Do this :: Give all the lines below again, exactly, with no pictures.

Recorded data ::
● ● ●
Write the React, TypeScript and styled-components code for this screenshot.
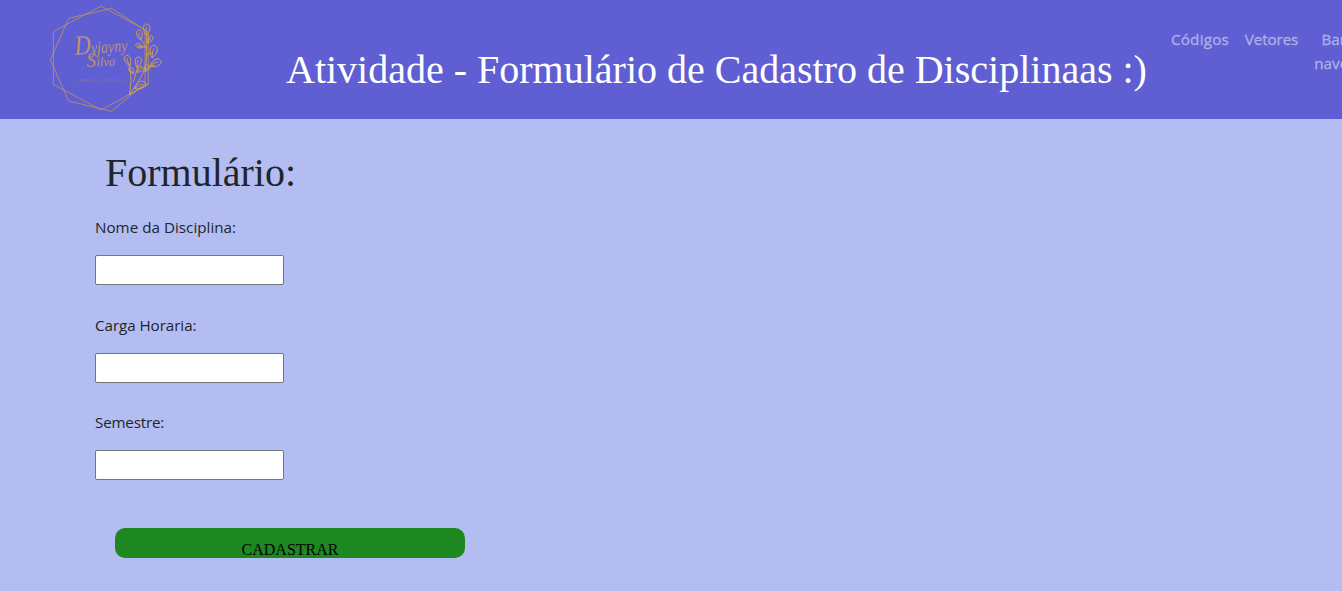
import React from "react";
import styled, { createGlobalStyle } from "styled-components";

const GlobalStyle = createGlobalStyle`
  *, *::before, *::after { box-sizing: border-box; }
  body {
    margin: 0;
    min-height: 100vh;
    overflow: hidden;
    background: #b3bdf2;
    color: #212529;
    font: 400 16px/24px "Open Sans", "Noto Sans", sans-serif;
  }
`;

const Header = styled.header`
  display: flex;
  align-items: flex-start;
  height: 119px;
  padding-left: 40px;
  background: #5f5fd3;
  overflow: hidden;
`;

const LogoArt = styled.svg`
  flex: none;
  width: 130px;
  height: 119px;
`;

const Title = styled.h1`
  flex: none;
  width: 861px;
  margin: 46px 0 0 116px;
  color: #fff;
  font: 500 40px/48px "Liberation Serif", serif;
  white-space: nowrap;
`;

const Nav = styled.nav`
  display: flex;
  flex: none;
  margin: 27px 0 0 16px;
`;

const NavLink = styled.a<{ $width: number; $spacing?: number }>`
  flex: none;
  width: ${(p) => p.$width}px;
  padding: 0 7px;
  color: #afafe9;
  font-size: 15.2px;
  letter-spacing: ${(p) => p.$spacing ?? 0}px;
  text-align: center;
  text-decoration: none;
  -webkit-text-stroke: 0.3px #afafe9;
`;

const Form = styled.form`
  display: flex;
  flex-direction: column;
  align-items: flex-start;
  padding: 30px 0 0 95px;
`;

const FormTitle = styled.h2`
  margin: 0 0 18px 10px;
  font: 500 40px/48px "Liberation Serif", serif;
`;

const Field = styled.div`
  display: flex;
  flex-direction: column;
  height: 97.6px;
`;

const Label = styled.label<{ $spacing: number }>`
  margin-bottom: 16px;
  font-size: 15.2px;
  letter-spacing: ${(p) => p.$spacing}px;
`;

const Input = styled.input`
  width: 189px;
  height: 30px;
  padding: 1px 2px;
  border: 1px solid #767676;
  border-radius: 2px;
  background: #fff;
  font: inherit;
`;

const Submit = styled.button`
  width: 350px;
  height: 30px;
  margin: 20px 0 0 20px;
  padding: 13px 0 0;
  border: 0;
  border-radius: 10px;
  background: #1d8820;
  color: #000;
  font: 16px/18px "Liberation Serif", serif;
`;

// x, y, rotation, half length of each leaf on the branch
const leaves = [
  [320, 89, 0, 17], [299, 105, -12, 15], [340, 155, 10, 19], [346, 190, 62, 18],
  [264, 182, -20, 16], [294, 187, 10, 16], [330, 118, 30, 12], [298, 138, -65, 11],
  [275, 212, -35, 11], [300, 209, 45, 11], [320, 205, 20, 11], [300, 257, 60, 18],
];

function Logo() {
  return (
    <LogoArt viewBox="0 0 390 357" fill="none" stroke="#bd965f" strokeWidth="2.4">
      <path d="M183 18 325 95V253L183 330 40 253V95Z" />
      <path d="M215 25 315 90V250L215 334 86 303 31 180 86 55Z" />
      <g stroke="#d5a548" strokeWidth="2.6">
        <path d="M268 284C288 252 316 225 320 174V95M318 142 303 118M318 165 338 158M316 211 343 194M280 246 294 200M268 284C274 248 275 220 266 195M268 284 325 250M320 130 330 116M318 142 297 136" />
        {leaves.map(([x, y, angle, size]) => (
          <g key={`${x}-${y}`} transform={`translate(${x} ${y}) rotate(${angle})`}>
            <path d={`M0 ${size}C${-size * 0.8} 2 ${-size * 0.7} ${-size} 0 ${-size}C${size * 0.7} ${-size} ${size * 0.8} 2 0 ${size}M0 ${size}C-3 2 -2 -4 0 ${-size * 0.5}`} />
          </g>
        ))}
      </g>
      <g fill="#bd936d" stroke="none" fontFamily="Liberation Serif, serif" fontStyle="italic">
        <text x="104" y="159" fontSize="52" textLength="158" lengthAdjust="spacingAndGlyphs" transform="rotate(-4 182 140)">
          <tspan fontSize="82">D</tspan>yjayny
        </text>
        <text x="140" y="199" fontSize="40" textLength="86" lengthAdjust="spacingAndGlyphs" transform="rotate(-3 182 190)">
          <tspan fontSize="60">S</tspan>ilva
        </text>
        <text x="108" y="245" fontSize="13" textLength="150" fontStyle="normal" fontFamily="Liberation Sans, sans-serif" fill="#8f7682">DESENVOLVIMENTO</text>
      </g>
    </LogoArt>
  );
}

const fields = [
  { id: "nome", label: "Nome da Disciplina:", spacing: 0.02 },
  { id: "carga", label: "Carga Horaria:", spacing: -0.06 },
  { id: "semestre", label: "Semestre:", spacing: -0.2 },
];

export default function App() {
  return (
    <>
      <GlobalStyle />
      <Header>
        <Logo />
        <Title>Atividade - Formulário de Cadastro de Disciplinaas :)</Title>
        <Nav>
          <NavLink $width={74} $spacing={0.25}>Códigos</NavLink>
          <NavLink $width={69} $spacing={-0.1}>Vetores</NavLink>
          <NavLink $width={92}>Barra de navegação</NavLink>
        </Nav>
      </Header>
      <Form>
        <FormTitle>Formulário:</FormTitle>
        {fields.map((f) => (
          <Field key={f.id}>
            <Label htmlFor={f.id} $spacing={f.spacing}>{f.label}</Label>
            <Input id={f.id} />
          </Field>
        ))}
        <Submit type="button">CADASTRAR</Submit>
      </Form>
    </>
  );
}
● ● ●
Result of this task ::
Write the React, TypeScript and styled-components code for this screenshot.
import React from "react";
import styled, { createGlobalStyle } from "styled-components";

const GlobalStyle = createGlobalStyle`
  *, *::before, *::after { box-sizing: border-box; }
  body {
    margin: 0;
    min-height: 100vh;
    overflow: hidden;
    background: #b3bdf2;
    color: #212529;
    font: 400 16px/24px "Open Sans", "Noto Sans", sans-serif;
  }
`;

const Header = styled.header`
  display: flex;
  align-items: flex-start;
  height: 119px;
  padding-left: 40px;
  background: #5f5fd3;
  overflow: hidden;
`;

const LogoArt = styled.svg`
  flex: none;
  width: 130px;
  height: 119px;
`;

const Title = styled.h1`
  flex: none;
  width: 861px;
  margin: 46px 0 0 116px;
  color: #fff;
  font: 500 40px/48px "Liberation Serif", serif;
  white-space: nowrap;
`;

const Nav = styled.nav`
  display: flex;
  flex: none;
  margin: 27px 0 0 16px;
`;

const NavLink = styled.a<{ $width: number; $spacing?: number }>`
  flex: none;
  width: ${(p) => p.$width}px;
  padding: 0 7px;
  color: #afafe9;
  font-size: 15.2px;
  letter-spacing: ${(p) => p.$spacing ?? 0}px;
  text-align: center;
  text-decoration: none;
  -webkit-text-stroke: 0.3px #afafe9;
`;

const Form = styled.form`
  display: flex;
  flex-direction: column;
  align-items: flex-start;
  padding: 30px 0 0 95px;
`;

const FormTitle = styled.h2`
  margin: 0 0 18px 10px;
  font: 500 40px/48px "Liberation Serif", serif;
`;

const Field = styled.div`
  display: flex;
  flex-direction: column;
  height: 97.6px;
`;

const Label = styled.label<{ $spacing: number }>`
  margin-bottom: 16px;
  font-size: 15.2px;
  letter-spacing: ${(p) => p.$spacing}px;
`;

const Input = styled.input`
  width: 189px;
  height: 30px;
  padding: 1px 2px;
  border: 1px solid #767676;
  border-radius: 2px;
  background: #fff;
  font: inherit;
`;

const Submit = styled.button`
  width: 350px;
  height: 30px;
  margin: 20px 0 0 20px;
  padding: 13px 0 0;
  border: 0;
  border-radius: 10px;
  background: #1d8820;
  color: #000;
  font: 16px/18px "Liberation Serif", serif;
`;

// x, y, rotation, half length of each leaf on the branch
const leaves = [
  [320, 89, 0, 17], [299, 105, -12, 15], [340, 155, 10, 19], [346, 190, 62, 18],
  [264, 182, -20, 16], [294, 187, 10, 16], [330, 118, 30, 12], [298, 138, -65, 11],
  [275, 212, -35, 11], [300, 209, 45, 11], [320, 205, 20, 11], [300, 257, 60, 18],
];

function Logo() {
  return (
    <LogoArt viewBox="0 0 390 357" fill="none" stroke="#bd965f" strokeWidth="2.4">
      <path d="M183 18 325 95V253L183 330 40 253V95Z" />
      <path d="M215 25 315 90V250L215 334 86 303 31 180 86 55Z" />
      <g stroke="#d5a548" strokeWidth="2.6">
        <path d="M268 284C288 252 316 225 320 174V95M318 142 303 118M318 165 338 158M316 211 343 194M280 246 294 200M268 284C274 248 275 220 266 195M268 284 325 250M320 130 330 116M318 142 297 136" />
        {leaves.map(([x, y, angle, size]) => (
          <g key={`${x}-${y}`} transform={`translate(${x} ${y}) rotate(${angle})`}>
            <path d={`M0 ${size}C${-size * 0.8} 2 ${-size * 0.7} ${-size} 0 ${-size}C${size * 0.7} ${-size} ${size * 0.8} 2 0 ${size}M0 ${size}C-3 2 -2 -4 0 ${-size * 0.5}`} />
          </g>
        ))}
      </g>
      <g fill="#bd936d" stroke="none" fontFamily="Liberation Serif, serif" fontStyle="italic">
        <text x="104" y="159" fontSize="52" textLength="158" lengthAdjust="spacingAndGlyphs" transform="rotate(-4 182 140)">
          <tspan fontSize="82">D</tspan>yjayny
        </text>
        <text x="140" y="199" fontSize="40" textLength="86" lengthAdjust="spacingAndGlyphs" transform="rotate(-3 182 190)">
          <tspan fontSize="60">S</tspan>ilva
        </text>
        <text x="108" y="245" fontSize="13" textLength="150" fontStyle="normal" fontFamily="Liberation Sans, sans-serif" fill="#8f7682">DESENVOLVIMENTO</text>
      </g>
    </LogoArt>
  );
}

const fields = [
  { id: "nome", label: "Nome da Disciplina:", spacing: 0.02 },
  { id: "carga", label: "Carga Horaria:", spacing: -0.06 },
  { id: "semestre", label: "Semestre:", spacing: -0.2 },
];

export default function App() {
  return (
    <>
      <GlobalStyle />
      <Header>
        <Logo />
        <Title>Atividade - Formulário de Cadastro de Disciplinaas :)</Title>
        <Nav>
          <NavLink $width={74} $spacing={0.25}>Códigos</NavLink>
          <NavLink $width={69} $spacing={-0.1}>Vetores</NavLink>
          <NavLink $width={92}>Barra de navegação</NavLink>
        </Nav>
      </Header>
      <Form>
        <FormTitle>Formulário:</FormTitle>
        {fields.map((f) => (
          <Field key={f.id}>
            <Label htmlFor={f.id} $spacing={f.spacing}>{f.label}</Label>
            <Input id={f.id} />
          </Field>
        ))}
        <Submit type="button">CADASTRAR</Submit>
      </Form>
    </>
  );
}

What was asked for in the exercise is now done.